Titto Santos – Era um músico que tocava nas noites e que me ajudou muito nas boates em Copacabana. Um compositor muito inteligente. Hoje ele mora em Petrópolis, escreve para um jornal, mas há muito tempo que não o vejo; perdemos o contato. Nós temos outras parcerias além de “Baby, meu bem”, gravadas por outros cantores.
Édson Ribeiro – Um excelente compositor, faz letras maravilhosas, muitas delas bastante comerciais visando o sucesso, tocando fácil no coração das pessoas.
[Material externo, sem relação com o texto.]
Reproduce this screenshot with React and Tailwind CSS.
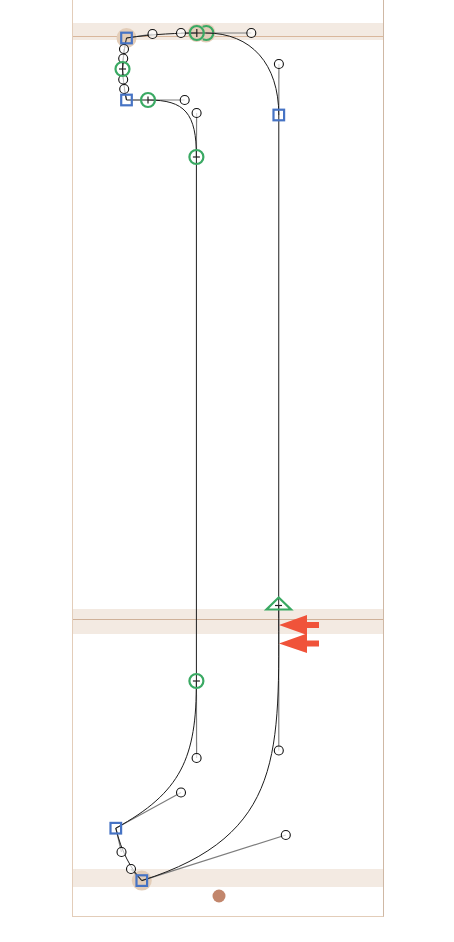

Roberto Carlos gravou músicas maravilhosas do Edinho que não foram feitas em parceria comigo.

* Como você vê o sucesso de Roberto Carlos?
HJ – Aconteceu muito por causa da sua humildade, da sua simplicidade. Roberto tem muito amor no coração para dar às pessoas, gosta de ajudar a todos. Eu nunca vi tanta simplicidade numa pessoa. Ele é muito educado e tem uma estrela maravilhosa. Deus deu todo esse sucesso a Roberto porque realmente ele o merece.

* Como você define Roberto Carlos?
HJ – Um mito da música popular brasileira. Jamais haverá outro cantor e compositor que chegue perto do seu sucesso. Ele é dessas pessoas especiais que Deus coloca na terra. É uma criatura abençoada com um lado espiritual muito grande, uma pessoa de muita luz, com um coração maravilhoso, e que gosta de ajudar a todos. Por isso ele é sucesso há mais de quarenta anos. É guerreiro, lutador, inteligente. Sei que também tem defeitos mas para mim ele é perfeito.